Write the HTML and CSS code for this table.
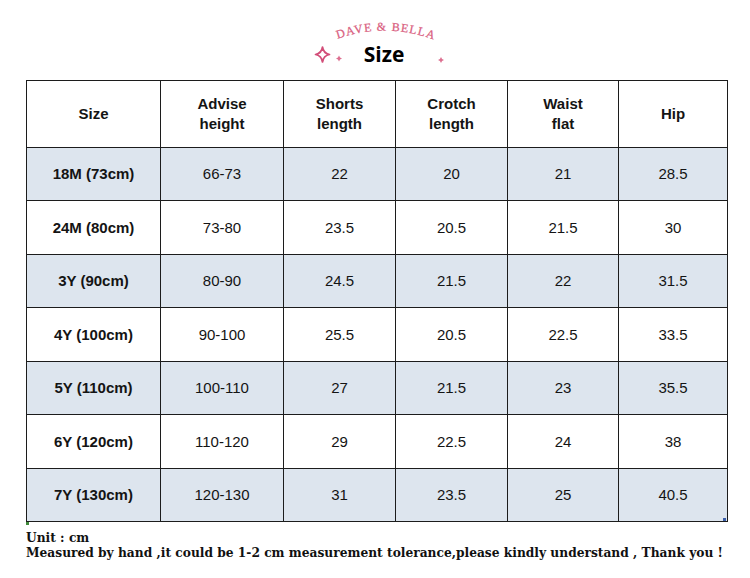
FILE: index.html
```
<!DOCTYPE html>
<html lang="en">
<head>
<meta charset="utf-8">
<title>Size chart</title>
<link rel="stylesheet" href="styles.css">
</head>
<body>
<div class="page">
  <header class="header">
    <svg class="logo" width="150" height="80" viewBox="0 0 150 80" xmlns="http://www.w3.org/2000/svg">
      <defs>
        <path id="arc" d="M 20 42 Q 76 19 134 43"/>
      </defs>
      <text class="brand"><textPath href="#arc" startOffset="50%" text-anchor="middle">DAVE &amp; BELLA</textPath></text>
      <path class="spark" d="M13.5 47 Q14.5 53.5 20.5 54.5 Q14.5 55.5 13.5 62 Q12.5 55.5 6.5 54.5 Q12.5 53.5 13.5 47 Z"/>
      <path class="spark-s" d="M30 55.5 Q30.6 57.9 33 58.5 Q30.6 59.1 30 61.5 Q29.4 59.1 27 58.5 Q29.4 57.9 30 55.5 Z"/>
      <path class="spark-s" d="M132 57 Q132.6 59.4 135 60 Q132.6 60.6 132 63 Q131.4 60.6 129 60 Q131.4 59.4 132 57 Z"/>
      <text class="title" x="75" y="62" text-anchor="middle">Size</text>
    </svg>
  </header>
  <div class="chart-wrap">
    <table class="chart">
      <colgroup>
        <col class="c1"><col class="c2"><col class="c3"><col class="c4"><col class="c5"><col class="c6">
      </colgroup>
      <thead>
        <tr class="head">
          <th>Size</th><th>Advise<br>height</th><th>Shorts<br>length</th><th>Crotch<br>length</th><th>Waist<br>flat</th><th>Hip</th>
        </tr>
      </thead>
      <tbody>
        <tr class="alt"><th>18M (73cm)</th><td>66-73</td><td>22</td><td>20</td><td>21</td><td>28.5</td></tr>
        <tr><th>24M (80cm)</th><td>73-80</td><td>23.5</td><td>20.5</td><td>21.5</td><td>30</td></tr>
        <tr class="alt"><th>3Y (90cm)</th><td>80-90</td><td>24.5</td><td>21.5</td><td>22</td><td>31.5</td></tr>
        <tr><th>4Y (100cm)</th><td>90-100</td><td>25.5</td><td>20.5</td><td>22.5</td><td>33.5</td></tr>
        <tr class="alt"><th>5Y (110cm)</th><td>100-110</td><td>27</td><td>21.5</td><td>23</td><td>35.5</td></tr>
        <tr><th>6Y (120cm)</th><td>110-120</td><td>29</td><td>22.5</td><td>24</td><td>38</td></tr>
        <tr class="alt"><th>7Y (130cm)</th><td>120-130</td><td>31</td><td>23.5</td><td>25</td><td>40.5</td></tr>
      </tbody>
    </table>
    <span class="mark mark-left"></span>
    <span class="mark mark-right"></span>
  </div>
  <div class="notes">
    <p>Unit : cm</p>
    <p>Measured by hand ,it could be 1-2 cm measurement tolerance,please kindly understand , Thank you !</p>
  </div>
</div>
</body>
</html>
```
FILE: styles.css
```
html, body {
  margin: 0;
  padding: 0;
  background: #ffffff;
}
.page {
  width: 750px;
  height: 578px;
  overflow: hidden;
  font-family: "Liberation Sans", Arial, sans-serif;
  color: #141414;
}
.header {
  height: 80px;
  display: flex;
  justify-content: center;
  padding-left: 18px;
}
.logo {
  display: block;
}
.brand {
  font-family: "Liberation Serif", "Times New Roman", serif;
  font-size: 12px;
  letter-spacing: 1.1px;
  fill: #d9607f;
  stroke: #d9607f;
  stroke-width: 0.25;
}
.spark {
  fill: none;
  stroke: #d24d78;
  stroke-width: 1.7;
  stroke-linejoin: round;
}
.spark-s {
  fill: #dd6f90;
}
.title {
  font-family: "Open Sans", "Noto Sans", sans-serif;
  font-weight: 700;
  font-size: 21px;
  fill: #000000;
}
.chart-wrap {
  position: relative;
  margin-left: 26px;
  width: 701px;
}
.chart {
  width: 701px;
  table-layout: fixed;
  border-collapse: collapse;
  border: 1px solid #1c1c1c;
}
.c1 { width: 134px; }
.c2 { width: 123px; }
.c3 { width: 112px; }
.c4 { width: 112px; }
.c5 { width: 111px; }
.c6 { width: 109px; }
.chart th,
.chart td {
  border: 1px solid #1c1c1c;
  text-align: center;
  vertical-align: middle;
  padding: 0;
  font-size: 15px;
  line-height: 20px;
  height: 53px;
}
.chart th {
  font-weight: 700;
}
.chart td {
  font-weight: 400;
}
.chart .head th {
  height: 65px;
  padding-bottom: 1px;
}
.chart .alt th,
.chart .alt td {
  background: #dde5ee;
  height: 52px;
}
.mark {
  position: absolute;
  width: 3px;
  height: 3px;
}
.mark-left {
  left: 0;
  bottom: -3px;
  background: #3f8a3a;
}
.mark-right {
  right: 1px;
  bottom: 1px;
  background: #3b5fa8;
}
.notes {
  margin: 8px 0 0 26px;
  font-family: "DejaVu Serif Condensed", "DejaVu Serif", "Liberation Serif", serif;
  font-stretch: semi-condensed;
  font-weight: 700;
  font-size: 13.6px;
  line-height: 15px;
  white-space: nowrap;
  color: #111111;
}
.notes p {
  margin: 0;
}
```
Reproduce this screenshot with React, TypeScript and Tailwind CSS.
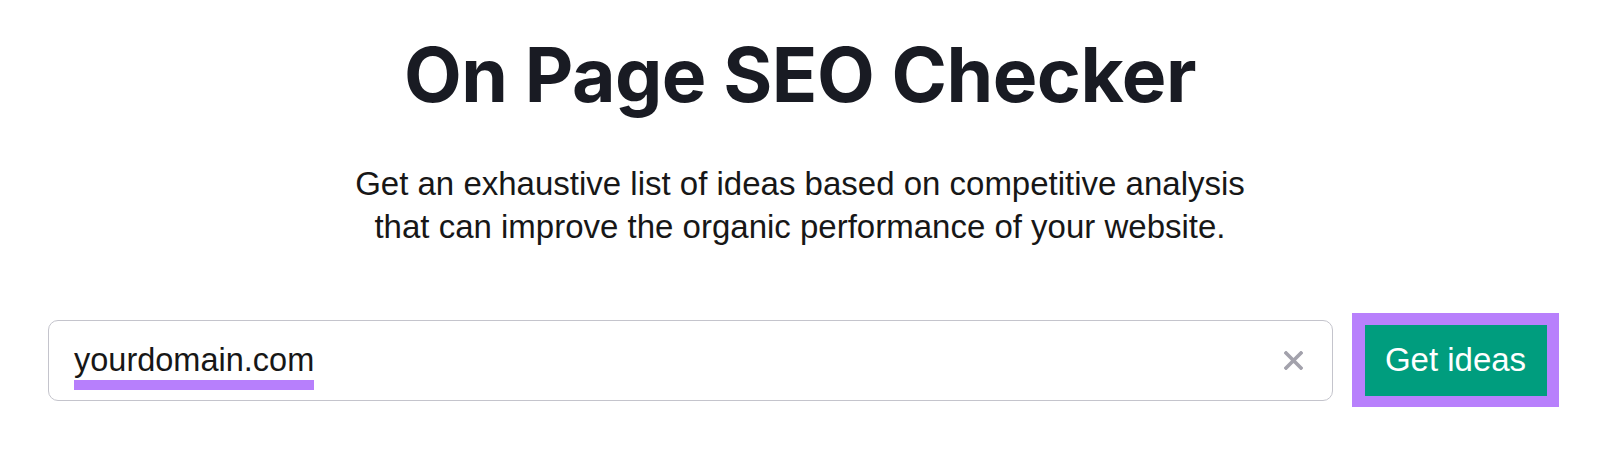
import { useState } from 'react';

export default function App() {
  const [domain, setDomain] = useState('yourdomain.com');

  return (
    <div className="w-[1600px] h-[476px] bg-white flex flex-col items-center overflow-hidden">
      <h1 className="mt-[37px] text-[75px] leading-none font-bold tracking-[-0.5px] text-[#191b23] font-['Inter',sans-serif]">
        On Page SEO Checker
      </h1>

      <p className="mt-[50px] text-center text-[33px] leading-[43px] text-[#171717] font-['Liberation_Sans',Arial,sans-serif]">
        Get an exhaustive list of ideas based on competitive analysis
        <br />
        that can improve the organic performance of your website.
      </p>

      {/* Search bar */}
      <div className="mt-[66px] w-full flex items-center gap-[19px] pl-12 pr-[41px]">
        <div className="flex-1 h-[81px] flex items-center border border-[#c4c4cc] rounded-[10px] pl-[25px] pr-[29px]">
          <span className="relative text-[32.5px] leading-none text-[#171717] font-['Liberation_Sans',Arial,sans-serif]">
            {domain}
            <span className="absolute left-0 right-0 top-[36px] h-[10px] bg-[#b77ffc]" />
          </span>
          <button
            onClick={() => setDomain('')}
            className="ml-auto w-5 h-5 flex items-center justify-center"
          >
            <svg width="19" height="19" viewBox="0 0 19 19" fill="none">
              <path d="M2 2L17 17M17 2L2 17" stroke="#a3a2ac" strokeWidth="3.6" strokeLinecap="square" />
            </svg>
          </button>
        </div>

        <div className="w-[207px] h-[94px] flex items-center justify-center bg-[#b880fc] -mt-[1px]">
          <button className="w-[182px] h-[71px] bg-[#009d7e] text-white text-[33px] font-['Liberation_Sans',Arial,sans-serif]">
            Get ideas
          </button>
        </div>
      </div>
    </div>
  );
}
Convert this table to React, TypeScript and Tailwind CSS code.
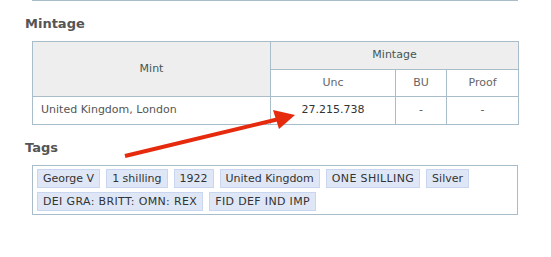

◇ ◇ ◇ ◇ ◇ ◇ ◇

▶ _What this task involves_
Write out the full set of lines verbatim, without the pictures.

▶ _Answer to the task_
Write the HTML and CSS code for this table.
FILE: index.html
```
<!DOCTYPE html>
<html lang="en">
<head>
<meta charset="utf-8">
<title>Size chart</title>
<link rel="stylesheet" href="styles.css">
</head>
<body>
<div class="page">
  <header class="header">
    <svg class="logo" width="150" height="80" viewBox="0 0 150 80" xmlns="http://www.w3.org/2000/svg">
      <defs>
        <path id="arc" d="M 20 42 Q 76 19 134 43"/>
      </defs>
      <text class="brand"><textPath href="#arc" startOffset="50%" text-anchor="middle">DAVE &amp; BELLA</textPath></text>
      <path class="spark" d="M13.5 47 Q14.5 53.5 20.5 54.5 Q14.5 55.5 13.5 62 Q12.5 55.5 6.5 54.5 Q12.5 53.5 13.5 47 Z"/>
      <path class="spark-s" d="M30 55.5 Q30.6 57.9 33 58.5 Q30.6 59.1 30 61.5 Q29.4 59.1 27 58.5 Q29.4 57.9 30 55.5 Z"/>
      <path class="spark-s" d="M132 57 Q132.6 59.4 135 60 Q132.6 60.6 132 63 Q131.4 60.6 129 60 Q131.4 59.4 132 57 Z"/>
      <text class="title" x="75" y="62" text-anchor="middle">Size</text>
    </svg>
  </header>
  <div class="chart-wrap">
    <table class="chart">
      <colgroup>
        <col class="c1"><col class="c2"><col class="c3"><col class="c4"><col class="c5"><col class="c6">
      </colgroup>
      <thead>
        <tr class="head">
          <th>Size</th><th>Advise<br>height</th><th>Shorts<br>length</th><th>Crotch<br>length</th><th>Waist<br>flat</th><th>Hip</th>
        </tr>
      </thead>
      <tbody>
        <tr class="alt"><th>18M (73cm)</th><td>66-73</td><td>22</td><td>20</td><td>21</td><td>28.5</td></tr>
        <tr><th>24M (80cm)</th><td>73-80</td><td>23.5</td><td>20.5</td><td>21.5</td><td>30</td></tr>
        <tr class="alt"><th>3Y (90cm)</th><td>80-90</td><td>24.5</td><td>21.5</td><td>22</td><td>31.5</td></tr>
        <tr><th>4Y (100cm)</th><td>90-100</td><td>25.5</td><td>20.5</td><td>22.5</td><td>33.5</td></tr>
        <tr class="alt"><th>5Y (110cm)</th><td>100-110</td><td>27</td><td>21.5</td><td>23</td><td>35.5</td></tr>
        <tr><th>6Y (120cm)</th><td>110-120</td><td>29</td><td>22.5</td><td>24</td><td>38</td></tr>
        <tr class="alt"><th>7Y (130cm)</th><td>120-130</td><td>31</td><td>23.5</td><td>25</td><td>40.5</td></tr>
      </tbody>
    </table>
    <span class="mark mark-left"></span>
    <span class="mark mark-right"></span>
  </div>
  <div class="notes">
    <p>Unit : cm</p>
    <p>Measured by hand ,it could be 1-2 cm measurement tolerance,please kindly understand , Thank you !</p>
  </div>
</div>
</body>
</html>
```
FILE: styles.css
```
html, body {
  margin: 0;
  padding: 0;
  background: #ffffff;
}
.page {
  width: 750px;
  height: 578px;
  overflow: hidden;
  font-family: "Liberation Sans", Arial, sans-serif;
  color: #141414;
}
.header {
  height: 80px;
  display: flex;
  justify-content: center;
  padding-left: 18px;
}
.logo {
  display: block;
}
.brand {
  font-family: "Liberation Serif", "Times New Roman", serif;
  font-size: 12px;
  letter-spacing: 1.1px;
  fill: #d9607f;
  stroke: #d9607f;
  stroke-width: 0.25;
}
.spark {
  fill: none;
  stroke: #d24d78;
  stroke-width: 1.7;
  stroke-linejoin: round;
}
.spark-s {
  fill: #dd6f90;
}
.title {
  font-family: "Open Sans", "Noto Sans", sans-serif;
  font-weight: 700;
  font-size: 21px;
  fill: #000000;
}
.chart-wrap {
  position: relative;
  margin-left: 26px;
  width: 701px;
}
.chart {
  width: 701px;
  table-layout: fixed;
  border-collapse: collapse;
  border: 1px solid #1c1c1c;
}
.c1 { width: 134px; }
.c2 { width: 123px; }
.c3 { width: 112px; }
.c4 { width: 112px; }
.c5 { width: 111px; }
.c6 { width: 109px; }
.chart th,
.chart td {
  border: 1px solid #1c1c1c;
  text-align: center;
  vertical-align: middle;
  padding: 0;
  font-size: 15px;
  line-height: 20px;
  height: 53px;
}
.chart th {
  font-weight: 700;
}
.chart td {
  font-weight: 400;
}
.chart .head th {
  height: 65px;
  padding-bottom: 1px;
}
.chart .alt th,
.chart .alt td {
  background: #dde5ee;
  height: 52px;
}
.mark {
  position: absolute;
  width: 3px;
  height: 3px;
}
.mark-left {
  left: 0;
  bottom: -3px;
  background: #3f8a3a;
}
.mark-right {
  right: 1px;
  bottom: 1px;
  background: #3b5fa8;
}
.notes {
  margin: 8px 0 0 26px;
  font-family: "DejaVu Serif Condensed", "DejaVu Serif", "Liberation Serif", serif;
  font-stretch: semi-condensed;
  font-weight: 700;
  font-size: 13.6px;
  line-height: 15px;
  white-space: nowrap;
  color: #111111;
}
.notes p {
  margin: 0;
}
```
Reproduce this screenshot with React, TypeScript and Tailwind CSS.
import { useState } from 'react';

export default function App() {
  const [domain, setDomain] = useState('yourdomain.com');

  return (
    <div className="w-[1600px] h-[476px] bg-white flex flex-col items-center overflow-hidden">
      <h1 className="mt-[37px] text-[75px] leading-none font-bold tracking-[-0.5px] text-[#191b23] font-['Inter',sans-serif]">
        On Page SEO Checker
      </h1>

      <p className="mt-[50px] text-center text-[33px] leading-[43px] text-[#171717] font-['Liberation_Sans',Arial,sans-serif]">
        Get an exhaustive list of ideas based on competitive analysis
        <br />
        that can improve the organic performance of your website.
      </p>

      {/* Search bar */}
      <div className="mt-[66px] w-full flex items-center gap-[19px] pl-12 pr-[41px]">
        <div className="flex-1 h-[81px] flex items-center border border-[#c4c4cc] rounded-[10px] pl-[25px] pr-[29px]">
          <span className="relative text-[32.5px] leading-none text-[#171717] font-['Liberation_Sans',Arial,sans-serif]">
            {domain}
            <span className="absolute left-0 right-0 top-[36px] h-[10px] bg-[#b77ffc]" />
          </span>
          <button
            onClick={() => setDomain('')}
            className="ml-auto w-5 h-5 flex items-center justify-center"
          >
            <svg width="19" height="19" viewBox="0 0 19 19" fill="none">
              <path d="M2 2L17 17M17 2L2 17" stroke="#a3a2ac" strokeWidth="3.6" strokeLinecap="square" />
            </svg>
          </button>
        </div>

        <div className="w-[207px] h-[94px] flex items-center justify-center bg-[#b880fc] -mt-[1px]">
          <button className="w-[182px] h-[71px] bg-[#009d7e] text-white text-[33px] font-['Liberation_Sans',Arial,sans-serif]">
            Get ideas
          </button>
        </div>
      </div>
    </div>
  );
}
Convert this table to React, TypeScript and Tailwind CSS code.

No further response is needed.